GIVEN INFORMATION —
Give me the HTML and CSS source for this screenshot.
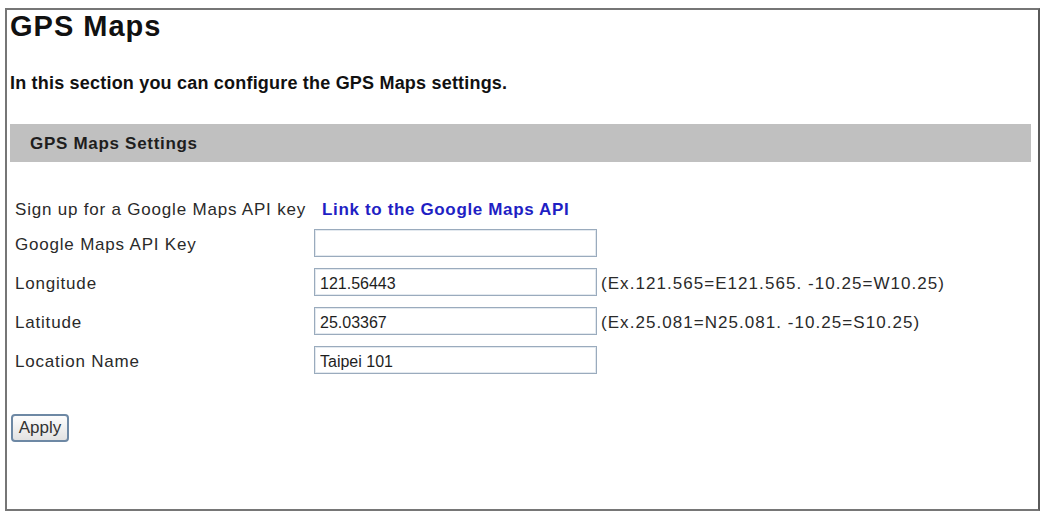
FILE: index.html
```html
<!DOCTYPE html>
<html lang="en">
<head>
    <meta charset="UTF-8">
    <meta name="viewport" content="width=device-width, initial-scale=1.0">
    <title>GPS Maps</title>
    <link rel="stylesheet" href="styles.css">
</head>
<body>
    <div class="marco">
        <h1>GPS Maps</h1>
        <p class="intro">In this section you can configure the GPS Maps settings.</p>

        <div class="barra">GPS Maps Settings</div>

        <form class="ajustes" onsubmit="return false">
            <span class="etiqueta">Sign up for a Google Maps API key</span>
            <a class="enlace" href="#">Link to the Google Maps API</a>
            <span></span>

            <label class="etiqueta campo" for="clave">Google Maps API Key</label>
            <input type="text" id="clave" name="clave">
            <span></span>

            <label class="etiqueta campo" for="longitud">Longitude</label>
            <input type="text" id="longitud" name="longitud" value="121.56443">
            <span class="ayuda">(Ex.121.565=E121.565. -10.25=W10.25)</span>

            <label class="etiqueta campo" for="latitud">Latitude</label>
            <input type="text" id="latitud" name="latitud" value="25.03367">
            <span class="ayuda">(Ex.25.081=N25.081. -10.25=S10.25)</span>

            <label class="etiqueta campo" for="lugar">Location Name</label>
            <input type="text" id="lugar" name="lugar" value="Taipei 101">
            <span></span>
        </form>

        <button type="button" class="aplicar">Apply</button>
    </div>
</body>
</html>
```

FILE: styles.css
```css
body {
    margin: 0;
    background: #ffffff;
    font-family: "Liberation Sans", Arial, sans-serif;
    color: #1e1e1e;
}

.marco {
    margin: 8px 0 0 5px;
    width: 1035px;
    height: 503px;
    box-sizing: border-box;
    border: 2px solid #767676;
    border-right-color: #5a5a5a;
    padding: 0 7px 0 3px;
}

h1 {
    margin: 2px 0 0;
    font-size: 29px;
    line-height: 28px;
    letter-spacing: 1px;
    font-weight: bold;
    color: #111111;
}

.intro {
    margin: 33px 0 0;
    font-size: 18px;
    line-height: 21px;
    font-weight: bold;
    letter-spacing: 0.2px;
    color: #111111;
}

/* Barra gris del titulo de la seccion */
.barra {
    margin-top: 30px;
    height: 38px;
    box-sizing: border-box;
    padding: 2px 0 0 20px;
    line-height: 36px;
    background: #c0c0c0;
    font-size: 17px;
    font-weight: bold;
    letter-spacing: 0.7px;
}

.ajustes {
    margin-top: 39px;
    padding-left: 5px;
    display: grid;
    grid-template-columns: 299px 283px auto;
    grid-template-rows: 17px repeat(4, 28px);
    row-gap: 11px;
    align-items: center;
    font-size: 17px;
    letter-spacing: 0.8px;
    color: #2a2a2a;
}

.etiqueta {
    line-height: 17px;
}

.campo {
    padding-top: 3px;
}

.enlace {
    padding-left: 8px;
    color: #1f1fc4;
    font-weight: bold;
    text-decoration: none;
    line-height: 17px;
    letter-spacing: 0.65px;
    white-space: nowrap;
}

input {
    width: 283px;
    height: 28px;
    box-sizing: border-box;
    margin: 0;
    padding: 3px 5px 0;
    border: 1px solid #9aabbd;
    box-shadow: inset 0 0 0 1px #e3e9ef;
    font-family: "Liberation Sans", Arial, sans-serif;
    font-size: 16px;
    color: #1e1e1e;
}

input:focus {
    outline: none;
}

.ayuda {
    padding: 3px 0 0 4px;
    letter-spacing: 1.05px;
    white-space: nowrap;
}

.aplicar {
    margin: 40px 0 0 1px;
    width: 58px;
    height: 28px;
    padding: 0;
    border: 2px solid #6d88a4;
    border-radius: 4px;
    background: linear-gradient(#fdfdfd, #e2e2e2);
    font-family: "Liberation Sans", Arial, sans-serif;
    font-size: 17px;
    color: #333333;
    cursor: pointer;
}
```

TASK DETAILS —
Within the listing above, find every line containing the string "this" and return it.

CORRECT OUTPUT —
Give me the HTML and CSS source for this screenshot.
        <p class="intro">In this section you can configure the GPS Maps settings.</p>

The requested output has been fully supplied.